A true tragedy is that almost as many Palestinians in the West Bank and Gaza attend college as do Israelis – well over 50% in both cases. Yet, because of the collapse of their economy, the average Palestinian earns only five per cent of what the average Israeli earns in annual income. So, the average Israeli earns a European income, while the average Palestinian only gets an African income. It is profoundly sad Israelis have yet to understand that, working together with the Palestinians and Lebanese, they have the skills and entrepreneurship quickly to form a Singapore-style economic hub that could turbo-charge the development of the entire Middle East. This would also create a win-win partnership between Israel and its neighbors, anchoring its future more securely in the region.
As one who wishes Israel well and wants to see it prosper long-term as a truly pluralistic, modern democratic state, I would wish that the U.S.A. look to my OR-Tour test and what it says is needed for a real and lasting peace.

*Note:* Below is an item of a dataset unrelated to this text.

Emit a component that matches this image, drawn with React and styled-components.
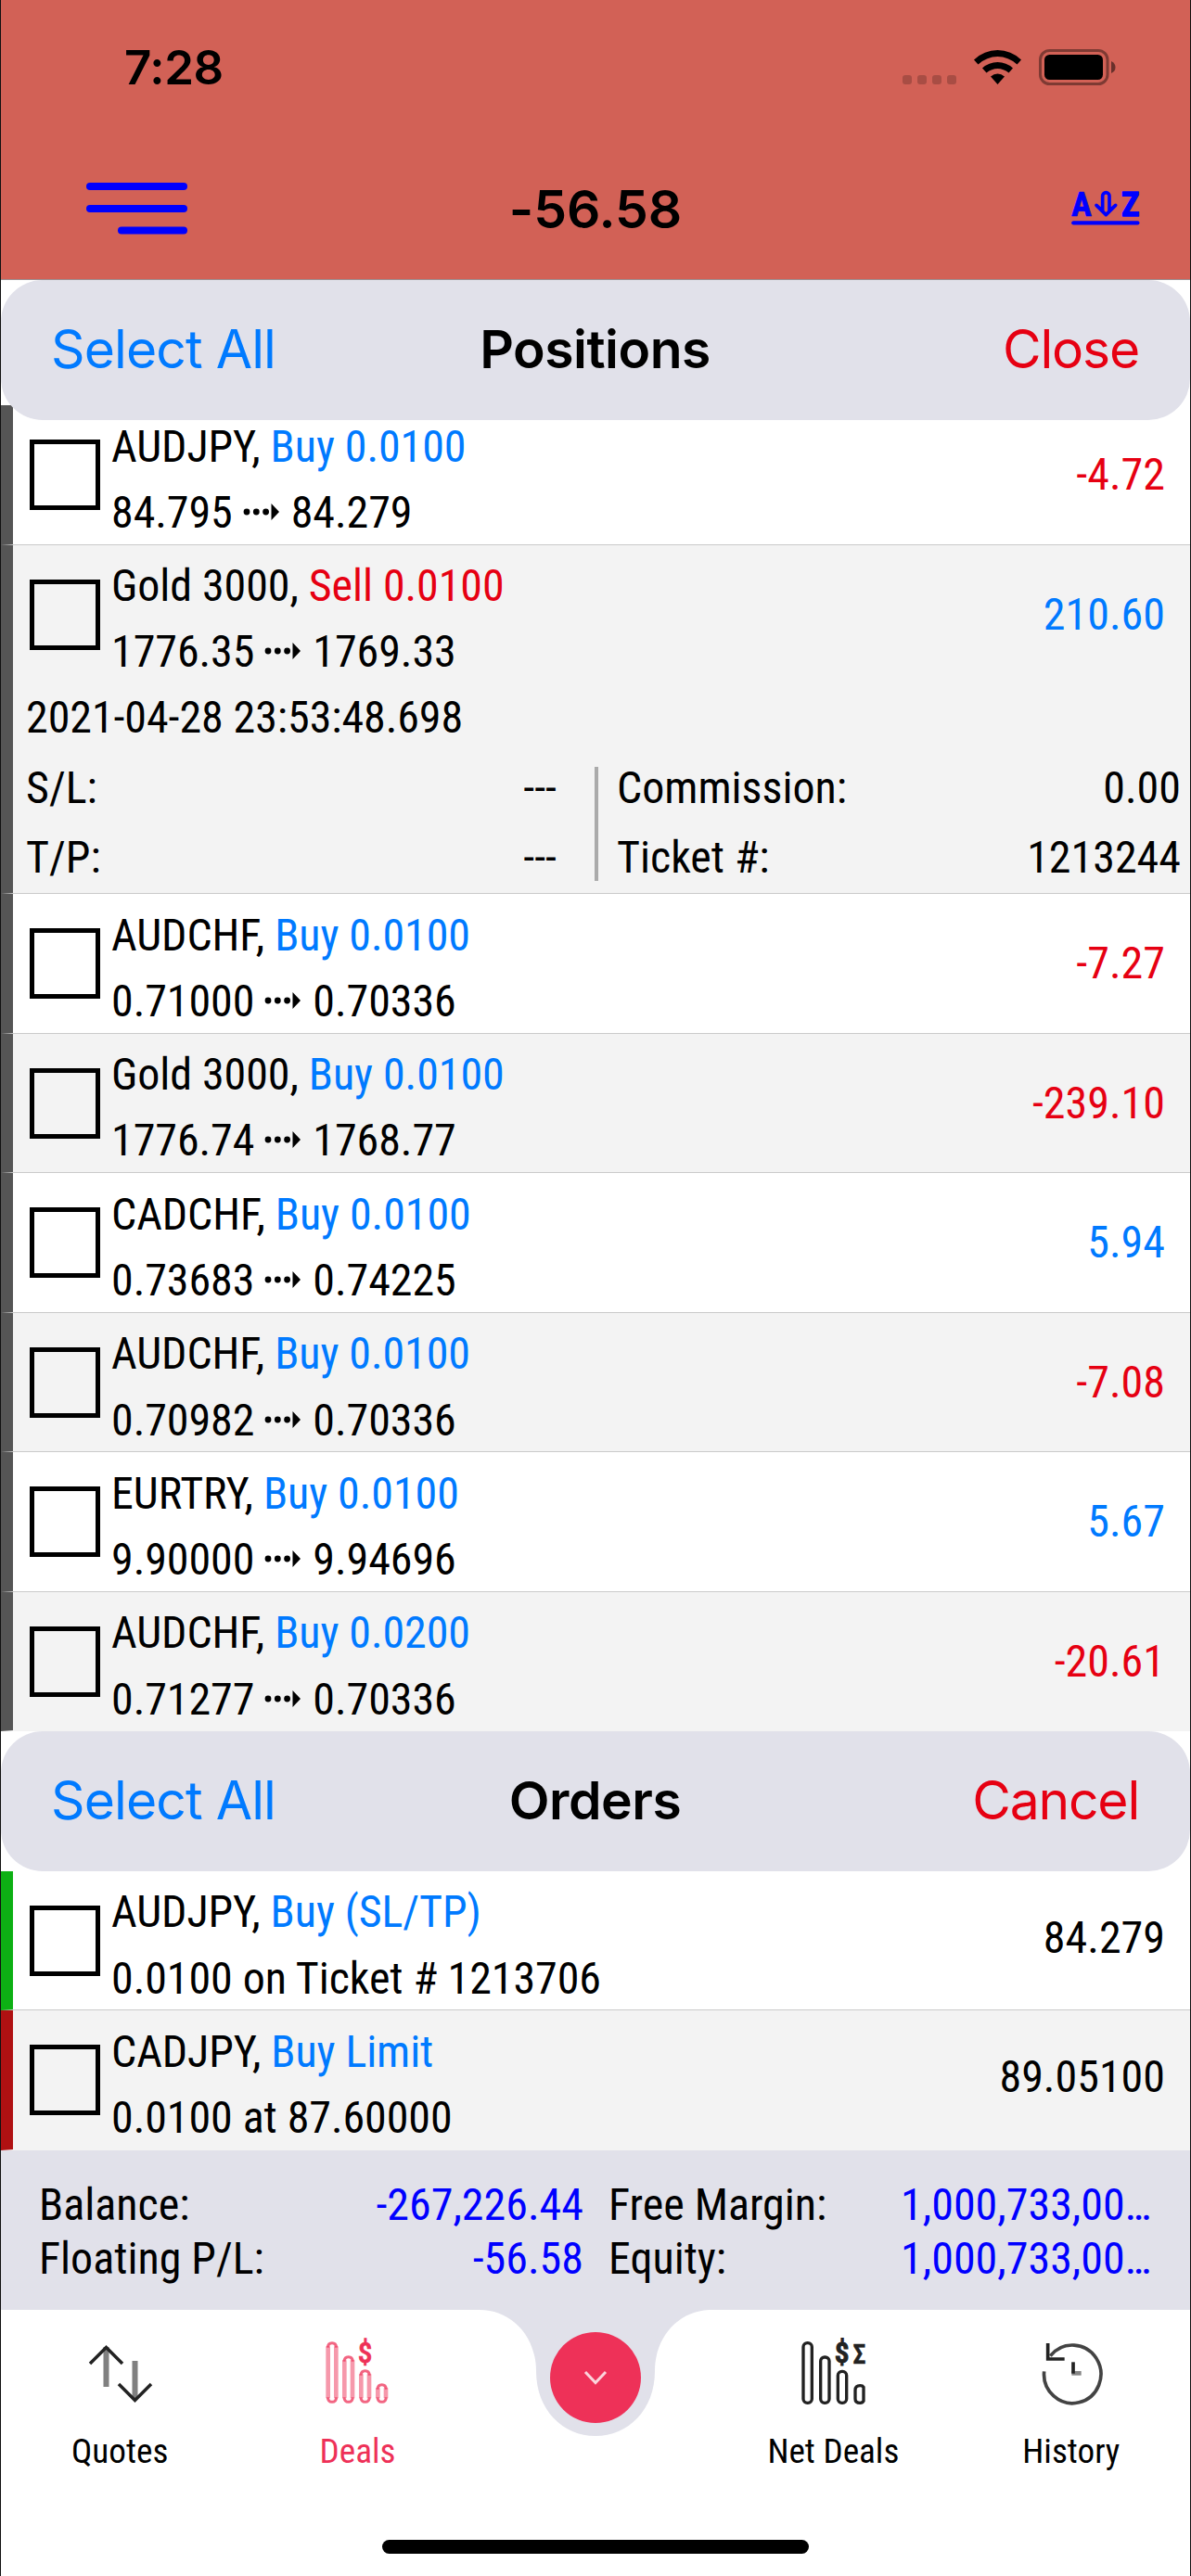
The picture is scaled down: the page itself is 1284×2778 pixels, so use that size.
import React, { useState } from "react";
import styled, { createGlobalStyle } from "styled-components";

const GlobalStyle = createGlobalStyle`
    body {
        margin: 0;
        background: white;
    }
    * {
        box-sizing: border-box;
    }
`
const Screen = styled.div`
    display: flex;
    flex-direction: column;
    width: 1284px;
    height: 2778px;
    overflow: hidden;
    background-color: white;
    border-left: 1px solid #111;
    border-right: 1px solid #111;
    font-family: 'Roboto Condensed', Roboto, sans-serif;
    font-size: 48px;
    color: black;
    white-space: pre;
`
const Header = styled.header`
    height: 302px;
    flex: none;
    background-color: #d26156;
    border-bottom: 1px solid #9c9193;
    font-family: Inter, sans-serif;
    font-weight: 600;
`
const StatusBar = styled.div`
    display: flex;
    align-items: center;
    justify-content: space-between;
    height: 145px;
    padding: 0 80px 0 133px;
`
const Time = styled.span`
    font-size: 51px;
    letter-spacing: -0.4px;
`
const StatusIcons = styled.svg`
    width: 232px;
    height: 40px;
`
const NavBar = styled.div`
    display: grid;
    grid-template-columns: 1fr auto 1fr;
    align-items: center;
    height: 156px;
    padding: 3px 54px 0 92px;
`
const MenuIcon = styled.svg`
    width: 110px;
    height: 56px;
`
const Total = styled.h1`
    margin: 2px 0 0 -38px;
    font-size: 57px;
    font-weight: 600;
    letter-spacing: -0.1px;
`
const SortIcon = styled.svg`
    width: 74px;
    height: 38px;
    justify-self: end;
    overflow: visible;
`
const SectionBar = styled.div`
    position: relative;
    z-index: 1;
    display: grid;
    grid-template-columns: 1fr auto 1fr;
    align-items: center;
    flex: none;
    height: 150.5px;
    padding: 0 55px 2px 54px;
    border-radius: 45px;
    background-color: #e1e1ea;
    font-family: Inter, sans-serif;
    font-size: 57px;
`
const SectionTitle = styled.h2`
    margin: 0;
    font-size: 57px;
    font-weight: 600;
    letter-spacing: -0.5px;
`
const TextButton = styled.button`
    padding: 0;
    border: none;
    background: none;
    font: inherit;
    letter-spacing: ${(props) => props.$danger ? '-1.2px' : '-0.9px'};
    color: ${(props) => props.$danger ? '#e60012' : '#007aff'};
    justify-self: ${(props) => props.$danger ? 'end' : 'start'};
`
const List = styled.div`
    flex: none;
    margin-top: ${(props) => props.$tucked ? '-15.5px' : '0'};
`
const Row = styled.div`
    min-height: 150.55px;
    border-left: 13px solid ${(props) => props.$bar};
    border-bottom: 1px solid ${(props) => props.$last ? 'transparent' : '#cacaca'};
    background-color: ${(props) => props.$shaded ? '#f3f3f3' : 'white'};
`
const RowMain = styled.div`
    display: flex;
    height: 149.55px;
    padding: 0 27px 0 18px;
`
const CheckBox = styled.button`
    width: 76px;
    height: 76px;
    margin: 37px 12px 0 0;
    padding: 0;
    border: 5px solid black;
    border-radius: 0;
    background: ${(props) => props.$checked ? 'black' : 'none'};
    background-clip: content-box;
`
const RowText = styled.div`
    flex: 1;
    padding-top: 8.5px;
    line-height: 71.3px;
    letter-spacing: -0.07px;
`
const Side = styled.span`
    color: ${(props) => props.$sell ? '#e60012' : '#007aff'};
`
const ArrowIcon = styled.svg`
    width: 42px;
    height: 20px;
    margin: 0 11px 0 10px;
    vertical-align: 7px;
`
const Value = styled.div`
    line-height: ${(props) => props.$order ? 144 : 150}px;
    color: ${(props) => props.$color || 'black'};
`
const OpenTime = styled.div`
    padding: 1px 0 3px 14px;
    line-height: 71px;
    letter-spacing: -0.07px;
`
const Details = styled.div`
    display: grid;
    grid-template-columns: 627px 1fr;
    height: 151px;
`
const DetailColumn = styled.div`
    flex: 1;
    padding: ${(props) => props.$right ? '0 10px 0 20px' : '0 41px 0 14px'};
    line-height: 75px;
`
const Divided = styled.div`
    display: flex;
`
const Divider = styled.div`
    width: 4px;
    height: 123px;
    margin-top: 15px;
    background-color: #aaa;
`
const Pair = styled.div`
    display: flex;
    justify-content: space-between;
`
const Summary = styled.section`
    display: grid;
    grid-template-columns: 587px 585px;
    column-gap: 27px;
    align-content: start;
    flex: none;
    height: 172px;
    padding: 30px 0 0 41px;
    line-height: 58px;
    background-color: #e1e1ea;
`
const Amount = styled.span`
    color: #0000ff;
`
const TabBar = styled.nav`
    position: relative;
    display: grid;
    grid-template-columns: repeat(5, 1fr);
    flex: none;
    height: 248px;
`
const Notch = styled.svg`
    position: absolute;
    top: 0;
    left: 516px;
    width: 250px;
    height: 137px;
`
const Tab = styled.a`
    position: relative;
    display: flex;
    flex-direction: column;
    align-items: center;
    font-size: 37.2px;
    line-height: 46px;
    color: ${(props) => props.$active ? '#ee3158' : 'black'};

    svg {
        width: 70px;
        height: 70px;
        margin: 34px 0 25px;
        overflow: visible;
    }
`
const RoundButton = styled.button`
    position: relative;
    justify-self: center;
    display: flex;
    justify-content: center;
    align-items: center;
    width: 98px;
    height: 98px;
    margin-top: 24px;
    padding: 0;
    border: none;
    border-radius: 50%;
    background-color: #ee3158;
`
const HomeIndicator = styled.div`
    align-self: center;
    width: 460px;
    height: 15px;
    border-radius: 8px;
    background-color: black;
`

const BLUE = '#007aff';
const RED = '#e60012';

const positions = [
    { symbol: 'AUDJPY', side: 'Buy', volume: '0.0100', open: '84.795', current: '84.279', profit: '-4.72' },
    {
        symbol: 'Gold 3000', side: 'Sell', volume: '0.0100', open: '1776.35', current: '1769.33', profit: '210.60',
        details: { time: '2021-04-28 23:53:48.698', sl: '---', tp: '---', commission: '0.00', ticket: '1213244' },
    },
    { symbol: 'AUDCHF', side: 'Buy', volume: '0.0100', open: '0.71000', current: '0.70336', profit: '-7.27' },
    { symbol: 'Gold 3000', side: 'Buy', volume: '0.0100', open: '1776.74', current: '1768.77', profit: '-239.10' },
    { symbol: 'CADCHF', side: 'Buy', volume: '0.0100', open: '0.73683', current: '0.74225', profit: '5.94' },
    { symbol: 'AUDCHF', side: 'Buy', volume: '0.0100', open: '0.70982', current: '0.70336', profit: '-7.08' },
    { symbol: 'EURTRY', side: 'Buy', volume: '0.0100', open: '9.90000', current: '9.94696', profit: '5.67' },
    { symbol: 'AUDCHF', side: 'Buy', volume: '0.0200', open: '0.71277', current: '0.70336', profit: '-20.61' },
];

const orders = [
    { symbol: 'AUDJPY', type: 'Buy (SL/TP)', note: '0.0100 on Ticket # 1213706', price: '84.279', bar: '#0db014' },
    { symbol: 'CADJPY', type: 'Buy Limit', note: '0.0100 at 87.60000', price: '89.05100', bar: '#b01112' },
];

function Check() {
    const [checked, setChecked] = useState(false);
    return <CheckBox $checked={checked} onClick={() => {setChecked(!checked)}} />;
}

function Arrow() {
    return (
        <ArrowIcon viewBox="0 0 42 20">
            <circle cx="5" cy="10" r="3.4" />
            <circle cx="15.3" cy="10" r="3.4" />
            <circle cx="25.6" cy="10" r="3.4" />
            <path d="M31.5 1 L40 10 L31.5 19 Z" />
        </ArrowIcon>
    );
}

function Position({ data, shaded, last }) {
    return (
        <Row $bar="#555" $shaded={shaded} $last={last}>
            <RowMain>
                <Check />
                <RowText>
                    <div>{data.symbol}, <Side $sell={data.side === 'Sell'}>{data.side} {data.volume}</Side></div>
                    <div>{data.open}<Arrow />{data.current}</div>
                </RowText>
                <Value $color={data.profit.startsWith('-') ? RED : BLUE}>{data.profit}</Value>
            </RowMain>
            {data.details && (
                <>
                    <OpenTime>{data.details.time}</OpenTime>
                    <Details>
                        <DetailColumn>
                            <Pair><span>S/L:</span><span>{data.details.sl}</span></Pair>
                            <Pair><span>T/P:</span><span>{data.details.tp}</span></Pair>
                        </DetailColumn>
                        <Divided>
                            <Divider />
                            <DetailColumn $right>
                                <Pair><span>Commission:</span><span>{data.details.commission}</span></Pair>
                                <Pair><span>Ticket #:</span><span>{data.details.ticket}</span></Pair>
                            </DetailColumn>
                        </Divided>
                    </Details>
                </>
            )}
        </Row>
    );
}

function Order({ data, shaded, last }) {
    return (
        <Row $bar={data.bar} $shaded={shaded} $last={last}>
            <RowMain>
                <Check />
                <RowText>
                    <div>{data.symbol}, <Side>{data.type}</Side></div>
                    <div>{data.note}</div>
                </RowText>
                <Value $order>{data.price}</Value>
            </RowMain>
        </Row>
    );
}

// each bar is a pill: soft sides, solid caps
function DealsIcon() {
    const bars = [[0, 0], [53, 45], [107, 90], [161, 135]];
    return (
        <svg viewBox="0 0 210 210" fill="none" stroke="currentColor">
            {bars.map(([x, y]) => (
                <g key={x}>
                    <path d={`M${x + 8} ${y + 16} V184 M${x + 34} ${y + 16} V184`} strokeWidth="14" opacity="0.5" />
                    <path d={`M${x + 7} ${y + 20} Q${x + 8} ${y + 5} ${x + 21} ${y + 5} T${x + 35} ${y + 20}`} strokeWidth="9" opacity="0.75" />
                    <path d={`M${x + 7} 181 Q${x + 8} 196 ${x + 21} 196 T${x + 35} 181`} strokeWidth="9" opacity="0.75" />
                </g>
            ))}
            <text x="128" y="70" textAnchor="middle" fontSize="94" fontWeight="500" fill="currentColor" strokeWidth="2">$</text>
        </svg>
    );
}

function NetDealsIcon() {
    return (
        <svg viewBox="-4 0 210 210" fill="none" stroke="#222" strokeWidth="10">
            <rect x="5" y="5" width="28" height="194" rx="13" />
            <rect x="61" y="51" width="28" height="148" rx="13" />
            <rect x="117" y="97" width="28" height="102" rx="13" />
            <path d="M200 148 Q197 143 189 143 Q173 143 173 158 V186 Q173 199 189 199 Q197 199 200 193 Z" />
            <text x="130" y="70" textAnchor="middle" fontSize="94" fontWeight="600" fill="#222" strokeWidth="3">$</text>
            <text x="186" y="71" textAnchor="middle" fontSize="86" fontWeight="600" fill="#222" strokeWidth="1">Σ</text>
        </svg>
    );
}

function App() {
    return (
        <Screen>
            <GlobalStyle />
            <Header>
                <StatusBar>
                    <Time>7:28</Time>
                    <StatusIcons viewBox="971 53 232 40">
                        {[973, 989, 1005, 1021].map((x) => (
                            <rect key={x} x={x} y="81" width="10" height="10" rx="3" fillOpacity="0.2" />
                        ))}
                        <path d="M1050 64.500 Q1061 54 1075.500 54 T1101 64.500 L1096.500 69.500 Q1087 61 1075.500 61 T1054.500 69.500 Z" />
                        <path d="M1059 73.500 Q1066 67 1075.500 67 T1092 73.500 L1087.500 78.500 Q1082 74 1075.500 74 T1063.500 78.500 Z" />
                        <path d="M1068 82.500 Q1071.500 79.500 1075.500 79.500 T1083 82.500 L1075.500 91 Z" />
                        <rect x="1121.500" y="54.500" width="72.500" height="36" rx="10" fill="none" stroke="black" strokeOpacity="0.4" strokeWidth="3" />
                        <rect x="1126" y="59" width="63" height="27" rx="5.500" />
                        <path d="M1198 66 Q1202.500 68 1202.500 72.500 T1198 79 Z" fillOpacity="0.5" />
                    </StatusIcons>
                </StatusBar>
                <NavBar>
                    <MenuIcon viewBox="0 0 110 56" fill="#0000ff">
                        <rect x="0" y="0" width="109" height="8" rx="4" />
                        <rect x="0" y="24" width="109" height="8" rx="4" />
                        <rect x="34" y="47.500" width="75" height="8" rx="4" />
                    </MenuIcon>
                    <Total>-56.58</Total>
                    <SortIcon viewBox="0 0 222 114" stroke="#0000ff" strokeWidth="11" strokeLinecap="round" strokeLinejoin="round">
                        <text x="33" y="82" textAnchor="middle" fontFamily="Roboto Condensed" fontSize="110" fontWeight="700" fill="#0000ff" strokeWidth="2">A</text>
                        <text x="191" y="82" textAnchor="middle" fontFamily="Roboto Condensed" fontSize="110" fontWeight="700" fill="#0000ff" strokeWidth="4">Z</text>
                        <path d="M81 46 L101 64 V16 A11 11 0 0 1 123 16 V64 L143 46 L112 77 Z" fill="none" />
                        <path d="M7 103 H214" strokeWidth="13" />
                    </SortIcon>
                </NavBar>
            </Header>

            <SectionBar>
                <TextButton>Select All</TextButton>
                <SectionTitle>Positions</SectionTitle>
                <TextButton $danger>Close</TextButton>
            </SectionBar>
            <List $tucked>
                {positions.map((data, i) => (
                    <Position key={i} data={data} shaded={i % 2 === 1} last={i === positions.length - 1} />
                ))}
            </List>

            <SectionBar>
                <TextButton>Select All</TextButton>
                <SectionTitle>Orders</SectionTitle>
                <TextButton $danger>Cancel</TextButton>
            </SectionBar>
            <List>
                {orders.map((data, i) => (
                    <Order key={i} data={data} shaded={i % 2 === 1} last={i === orders.length - 1} />
                ))}
            </List>

            <Summary>
                <Pair><span>Balance:</span><Amount>-267,226.44</Amount></Pair>
                <Pair><span>Free Margin:</span><Amount>1,000,733,00…</Amount></Pair>
                <Pair><span>Floating P/L:</span><Amount>-56.58</Amount></Pair>
                <Pair><span>Equity:</span><Amount>1,000,733,00…</Amount></Pair>
            </Summary>

            <TabBar>
                <Notch viewBox="0 0 250 137">
                    <path d="M0 0 C34 0 61 28 61 66 C61 108 90 136 125 136 C160 136 189 108 189 66 C189 28 216 0 250 0 Z" fill="#e1e1ea" />
                </Notch>
                <Tab>
                    <svg viewBox="0 0 70 70" fill="none">
                        <path d="M20.500 6 V49 M51.500 21 V62" stroke="#808080" strokeWidth="6" />
                        <path d="M3 24 L20.500 6.500 L38 24 M34 46 L51.500 63.500 L69 46" stroke="#222" strokeWidth="3.500" />
                    </svg>
                    Quotes
                </Tab>
                <Tab $active>
                    <DealsIcon />
                    Deals
                </Tab>
                <RoundButton>
                    <svg width="30" height="20" viewBox="0 0 30 20" fill="none" stroke="#fbd3db" strokeWidth="3">
                        <path d="M4 4 L15 15.500 L26 4" />
                    </svg>
                </RoundButton>
                <Tab>
                    <NetDealsIcon />
                    Net Deals
                </Tab>
                <Tab>
                    <svg viewBox="-9 0 210 210" fill="none" stroke="#222" strokeWidth="11">
                        <path d="M8 97 A92 94 0 1 0 28 47" strokeOpacity="0.85" />
                        <path d="M20 6 V57 H74" strokeWidth="11" />
                        <path d="M102 67 V104" strokeWidth="11" />
                        <path d="M97 103 H128" strokeWidth="14" strokeOpacity="0.55" />
                    </svg>
                    History
                </Tab>
            </TabBar>
            <HomeIndicator />
        </Screen>
    );
}

export default App;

Let us hope and pray that the children of Mohammed and Baruch will together establish and run a Moslem-Jewish co-owned travel agency in Jerusalem, Tel Aviv and Ramallah in the not too-distant future.
But for this to happen, I believe the USA needs today a fundamental reshaping of its foreign policy. This must be consistent with our core values – equality of opportunity, free markets, freedom of religion, equality before the law – that have made the USA a highly admired nation – even in the Arab and Moslem worlds. Israel needs to realize that its militaristic approach aimed at controlling land and occupying Palestinian territories forever is long-term literally a dead-end. Palestinians need to show patience, fortitude and a willingness to compromise and to eschew violence, in order to win a just and prosperous birthright owed to their children.